Bill DeBaun: Alright so let's do one of these. Let's have any of the following: beer/food pairings, beers you think would be great to put on a Thanksgiving table, beers you actually will buy for Thanksgiving (because I will not buy The Bruery Autumn Maple even though I know it's good for this kind of thing) [Ed. Note: The Bruery Autumn Maple is a nice beer, I just don't personally like it. I do recognize that it pairs nicely with some things at Thanksgiving though].

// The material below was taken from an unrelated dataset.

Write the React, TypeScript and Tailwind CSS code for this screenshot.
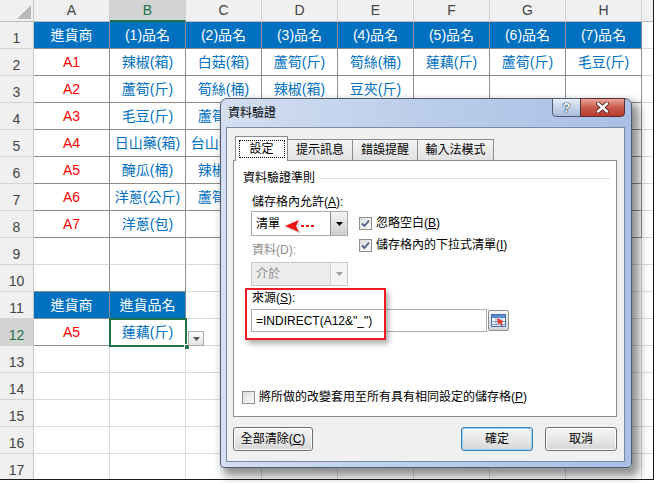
import React from "react";

const LETTERS = ["A", "B", "C", "D", "E", "F", "G", "H"];

const DATA: Record<number, string[]> = {
  1: ["進貨商", "(1)品名", "(2)品名", "(3)品名", "(4)品名", "(5)品名", "(6)品名", "(7)品名"],
  2: ["A1", "辣椒(箱)", "白菇(箱)", "蘆筍(斤)", "筍絲(桶)", "蓮藕(斤)", "蘆筍(斤)", "毛豆(斤)"],
  3: ["A2", "蘆筍(斤)", "筍絲(桶)", "辣椒(箱)", "豆夾(斤)"],
  4: ["A3", "毛豆(斤)", "蘆筍(斤)"],
  5: ["A4", "日山藥(箱)", "台山藥(箱)"],
  6: ["A5", "醃瓜(桶)", "辣椒(箱)"],
  7: ["A6", "洋蔥(公斤)", "蘆筍(斤)"],
  8: ["A7", "洋蔥(包)"],
  11: ["進貨商", "進貨品名"],
  12: ["A5", "蓮藕(斤)"],
};

const inTable = (r: number, c: number) =>
  (r >= 1 && r <= 8 && c >= 0 && c <= 7) || ((r === 11 || r === 12) && c >= 0 && c <= 1);
const sideOnly = (r: number, c: number) => (r === 9 || r === 10) && c >= 0 && c <= 1;
const isHead = (r: number, c: number) => r === 1 || (r === 11 && c <= 1);

function Sheet() {
  const rows = Array.from({ length: 17 }, (_, i) => i + 1);
  return (
    <div className="flex flex-col font-['Liberation_Sans','Noto_Sans_CJK_TC',sans-serif] text-[14px]">
      <div className="flex h-[22px] shrink-0">
        <div className="relative w-[34px] shrink-0 bg-[#f0f0f0] border-r border-b border-r-[#c6c6c6] border-b-[#bdbdbd]">
          <div className="absolute right-[2px] bottom-[2px] w-0 h-0 border-l-[14px] border-l-transparent border-b-[14px] border-b-[#b9b9b9]" />
        </div>
        {LETTERS.map((l, i) => (
          <div
            key={l}
            className={`w-[76px] shrink-0 flex items-center justify-center border-r border-r-[#d0d0d0] ${
              i === 1
                ? "bg-[#d3d3d3] text-[#217346] border-b-2 border-b-[#217346]"
                : "bg-[#f0f0f0] text-[#444] border-b border-b-[#bdbdbd]"
            }`}
          >
            {l}
          </div>
        ))}
        <div className="flex-1 bg-[#f0f0f0] border-b border-b-[#bdbdbd]" />
      </div>
      {rows.map((r) => (
        <div key={r} className="flex h-[27px] shrink-0">
          <div
            className={`w-[34px] shrink-0 flex items-end justify-center pb-[2px] leading-[16px] border-r border-b border-r-[#c6c6c6] border-b-[#d4d4d4] ${
              r === 12 ? "bg-[#d3d3d3] text-[#217346]" : "bg-[#f0f0f0] text-[#444]"
            }`}
          >
            {r}
          </div>
          {LETTERS.map((_, c) => {
            const rDark = inTable(r, c) || inTable(r, c + 1) || sideOnly(r, c);
            const bDark = inTable(r, c) || inTable(r + 1, c);
            const text = DATA[r]?.[c] ?? "";
            const head = inTable(r, c) && isHead(r, c);
            const color = head ? "bg-[#0070c0] text-white" : c === 0 ? "text-[#ff0000]" : "text-[#0070c0]";
            return (
              <div
                key={c}
                className={`w-[76px] shrink-0 flex items-center justify-center whitespace-nowrap overflow-hidden border-r border-b ${
                  rDark ? "border-r-[#8c8c8c]" : "border-r-[#dadada]"
                } ${bDark ? "border-b-[#8c8c8c]" : "border-b-[#dadada]"} ${color}`}
              >
                {text}
              </div>
            );
          })}
          <div className="flex-1 border-b border-b-[#dadada]" />
        </div>
      ))}
    </div>
  );
}

function CheckBox({ checked }: { checked?: boolean }) {
  return (
    <span className="w-[13px] h-[13px] shrink-0 border border-[#8e8f8f] bg-gradient-to-br from-[#dcdcdc] to-[#fbfbfb] flex items-center justify-center">
      {checked && (
        <svg width="9" height="9" viewBox="0 0 9 9">
          <path d="M1 4.5 L3.5 7 L8 1.5" fill="none" stroke="#4a5f86" strokeWidth="1.8" />
        </svg>
      )}
    </span>
  );
}

function DownTri({ color }: { color: string }) {
  return (
    <svg width="7" height="4" viewBox="0 0 7 4">
      <path d="M0 0 H7 L3.5 4 Z" fill={color} />
    </svg>
  );
}

function Btn({ children, cls, def }: { children: React.ReactNode; cls: string; def?: boolean }) {
  return (
    <div
      className={`${cls} h-full rounded-[3px] border flex items-center justify-center bg-gradient-to-b from-[#f6f6f6] via-[#e8e8e8] to-[#d6d6d6] ${
        def ? "border-[#3c7fb1] shadow-[inset_0_0_0_1px_#8fd3f5]" : "border-[#707070] shadow-[inset_0_0_0_1px_#fcfcfc]"
      }`}
    >
      {children}
    </div>
  );
}

function Panel() {
  return (
    <div className="relative h-[257px] bg-white border border-[#898c95] flex flex-col">
      <div className="mt-[9px] h-[16px] flex items-center">
        <span className="ml-[9px] leading-[16px]">資料驗證準則</span>
        <span className="flex-1 ml-[4px] mr-[6px] h-px bg-[#d5dfe5]" />
      </div>
      <div className="mt-[8px] h-[16px] leading-[16px] ml-[18px]">
        儲存格內允許(<span className="underline">A</span>):
      </div>
      <div className="flex">
        <div className="ml-[17px] w-[97px] flex flex-col">
          <div className="relative mt-[1px] h-[25px] border border-[#a6abb3] bg-white flex">
            <div className="flex-1 flex items-center pl-[4px]">清單</div>
            <div className="w-[17px] h-full border-l border-[#8e8f8f] bg-gradient-to-b from-[#f4f4f4] to-[#cfcfcf] flex items-center justify-center">
              <DownTri color="#000" />
            </div>
            <svg className="absolute left-[32px] top-[6px]" width="32" height="16" viewBox="0 0 32 16">
              <path d="M3 10 L17 4 L14 10 L17 16 Z" fill="#000" opacity="0.15" />
              <path d="M1 8 L15 2 L12 8 L15 14 Z" fill="#ee1111" />
              <rect x="17" y="7" width="3" height="2" fill="#ee1111" />
              <rect x="22" y="7" width="3" height="2" fill="#ee1111" />
              <rect x="27" y="7" width="3" height="2" fill="#ee1111" />
            </svg>
          </div>
          <div className="mt-[6px] h-[16px] leading-[16px] ml-[1px] text-[#8d8d8d]">資料(D):</div>
          <div className="mt-[4px] h-[24px] border border-[#c8c8c8] bg-[#ececec] flex">
            <div className="flex-1 flex items-center pl-[4px] text-[#8d8d8d]">介於</div>
            <div className="w-[17px] h-full border-l border-[#d0d0d0] bg-[#f4f4f4] flex items-center justify-center">
              <DownTri color="#a0a0a0" />
            </div>
          </div>
        </div>
        <div className="ml-[11px] pt-[5px] flex flex-col gap-[6px]">
          <div className="h-[16px] flex items-center gap-[4px]">
            <CheckBox checked />
            <span className="leading-[16px]">
              忽略空白(<span className="underline">B</span>)
            </span>
          </div>
          <div className="h-[16px] flex items-center gap-[4px]">
            <CheckBox checked />
            <span className="leading-[16px]">
              儲存格內的下拉式清單(<span className="underline">I</span>)
            </span>
          </div>
        </div>
      </div>
      <div className="mt-[4px] h-[16px] leading-[16px] ml-[18px]">
        來源(<span className="underline">S</span>):
      </div>
      <div className="mt-[3px] flex">
        <div className="ml-[17px] w-[236px] h-[23px] border border-[#abadb3] bg-white flex items-center pl-[4px]">
          =INDIRECT(A12&amp;"_")
        </div>
        <div className="ml-[1px] mt-[1px] w-[21px] h-[21px] rounded-[2px] border border-[#8e8f8f] bg-gradient-to-b from-[#f6f6f6] to-[#d4d4d4] flex items-center justify-center">
          <svg width="15" height="13" viewBox="0 0 15 13">
            <rect x="0.5" y="0.5" width="14" height="12" fill="#eef3fb" stroke="#4a72b0" />
            <rect x="1" y="1" width="13" height="3" fill="#5d8ad0" />
            <path d="M1 7.5H14M1 10.5H14M5 4V12M10 4V12" stroke="#8aa9d8" strokeWidth="1" />
            <path d="M6 4 L13 7.5 L10.5 8.5 L12 11.5 L10.5 12 L9 9 L7 10.5 Z" fill="#e23b2e" />
          </svg>
        </div>
      </div>
      <div className="mt-[57px] h-[16px] ml-[8px] flex items-center gap-[4px]">
        <CheckBox />
        <span className="leading-[16px]">
          將所做的改變套用至所有具有相同設定的儲存格(<span className="underline">P</span>)
        </span>
      </div>
      <div className="absolute left-[11px] top-[127px] w-[141px] h-[52px] border-2 border-[#ed1c24] shadow-[3px_4px_5px_rgba(0,0,0,0.3)]" />
    </div>
  );
}

function Dialog() {
  return (
    <div className="absolute left-[220px] top-[98px] w-[412px] h-[370px] rounded-t-[7px] rounded-b-[4px] border border-[#505b6b] bg-gradient-to-r from-[#d3dff1] via-[#bacdea] to-[#a9bfe6] shadow-[5px_6px_10px_2px_rgba(0,0,0,0.45)] flex flex-col font-['Liberation_Sans','Noto_Sans_CJK_TC',sans-serif] text-[12px] text-black">
      <div className="h-[28px] shrink-0 flex items-center pl-[7px] leading-none">資料驗證</div>
      <div className="absolute top-[-1px] right-[6px] flex h-[19px]">
        <div className="w-[29px] h-full rounded-bl-[4px] border border-[#4f5b6e] bg-gradient-to-b from-[#e6edf7] via-[#c5d4ea] to-[#a7bbdb] flex items-center justify-center">
          <span className="text-[13px] font-bold text-white leading-none [text-shadow:0_0_1px_#1e2a40,0_0_1px_#1e2a40,0_0_1px_#1e2a40]">?</span>
        </div>
        <div className="w-[45px] h-full -ml-px rounded-br-[4px] border border-[#5a2e2e] bg-gradient-to-b from-[#e9a699] via-[#c95a4c] to-[#b8392b] flex items-center justify-center">
          <svg width="13" height="11" viewBox="0 0 13 11">
            <path d="M2 1.5 L11 9.5 M11 1.5 L2 9.5" stroke="#3a1a1a" strokeWidth="4" strokeLinecap="round" />
            <path d="M2 1.5 L11 9.5 M11 1.5 L2 9.5" stroke="#fff" strokeWidth="2.4" strokeLinecap="round" />
          </svg>
        </div>
      </div>
      <div className="ml-[5px] mr-[6px] mb-[5px] flex-1 border border-[#7b8aa3] bg-[#f0f0f0] flex flex-col">
        <div className="ml-[6px] mt-[8px] w-[384px] flex flex-col">
          <div className="relative z-10 -mb-px h-[25px] flex items-end pl-[2px]">
            <div className="w-[53px] h-[25px] bg-white border border-b-0 border-[#898c95] flex items-center justify-center">
              <span className="w-[46px] h-[18px] border border-dotted border-black flex items-center justify-center">設定</span>
            </div>
            <div className="w-[65px] h-[21px] mb-px border border-l-0 border-b-0 border-[#898c95] bg-gradient-to-b from-[#f4f4f4] to-[#e2e2e2] flex items-center justify-center">提示訊息</div>
            <div className="w-[65px] h-[21px] mb-px border border-l-0 border-b-0 border-[#898c95] bg-gradient-to-b from-[#f4f4f4] to-[#e2e2e2] flex items-center justify-center">錯誤提醒</div>
            <div className="w-[76px] h-[21px] mb-px border border-l-0 border-b-0 border-[#898c95] bg-gradient-to-b from-[#f4f4f4] to-[#e2e2e2] flex items-center justify-center">輸入法模式</div>
          </div>
          <Panel />
          <div className="mt-[10px] h-[24px] flex">
            <Btn cls="w-[80px]">
              全部清除(<span className="underline">C</span>)
            </Btn>
            <div className="flex-1" />
            <Btn cls="w-[72px]" def>
              確定
            </Btn>
            <Btn cls="w-[72px] ml-[12px]">取消</Btn>
          </div>
        </div>
      </div>
    </div>
  );
}

export default function App() {
  return (
    <div className="relative w-[656px] h-[483px] bg-white overflow-hidden">
      <div className="w-[654px] h-[480px] border-r border-b border-[#1a1a1a] overflow-hidden">
        <Sheet />
      </div>
      {/* selected cell B12 */}
      <div className="absolute left-[109px] top-[318px] w-[78px] h-[29px] border-2 border-[#217346]" />
      <div className="absolute left-[184px] top-[344px] w-[6px] h-[6px] bg-[#217346] border border-white" />
      <div className="absolute left-[188px] top-[331px] w-[16px] h-[15px] border border-[#ababab] bg-gradient-to-b from-white to-[#e2e2e2] flex items-center justify-center">
        <DownTri color="#555" />
      </div>
      <Dialog />
    </div>
  );
}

Jake Berg: Last Thanksgiving took place at my aunt's house. She used to work for Domaine Chandon, a Calistoga, CA winery specializing in sparkling varieties. I won her over with Allagash Victoria, a Belgian-style ale with white wine grapes added to the beer. Thanksgiving means a wide array of foods on the table, and this beer-wine hyrbrid is versatile enough to pair with most of them. Though we had pinot noir, zinfandel, and gewurztraminer on the table, Allagash Victoria was the unanimous pairing winner.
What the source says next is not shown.